If we consider a grammar checker instead, we'll need to have a set of grammar rules for written or colloquial English first. Then we'll have to check which expressions conform to those rules, which do not, and mark them accordingly.

In this case, "goodness" will be determined by whether the automaton is checking all possible derivations or not, because checking all possible derivations may ensure that no colloquialisms are skipped, and no formal expressions are taken as colloquialisms. But checking all possible derivations is a brute-force idea, so again we need to prune the search space.

There is still another problem. Even if we check all derivations, the inherent ambiguity of English language (and any other language) will prevent us from determining beyond doubt whether an expression is really a colloquialism or not. For example, a rule for generating colloquialisms might actually generate a formal expression in some of its derivations, or vice versa. In these cases, we may seek contextual help to clarify matters.

Unknown said...

1. You will never get an "unanimous" vocabulary. We should make do with ones with acceptable quality.

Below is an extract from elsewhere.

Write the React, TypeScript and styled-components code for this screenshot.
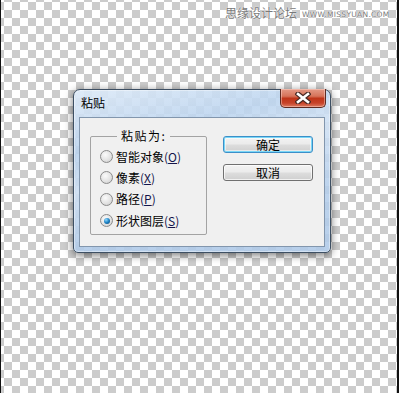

2. Instead of writing our own grammar rules, we can simply reuse some of the available grammar checkers.

Shibamouli Lahiri said...

It's OK to use vocabs of acceptable quality, but in reusing the extant grammar rules, we'll either have to make sure that they do not skip some of the colloquialisms we have in mind, i.e., they should not fail to detect those expressions which could be detected manually. In case existing grammar rules cannot ensure this, we'll have to augment them with our rules.

Unknown said...

I was thinking that we would identify formal language using grammar rules. From the class classified as not formal, we would have to write our own rules to detect colloquialisms. What do you think?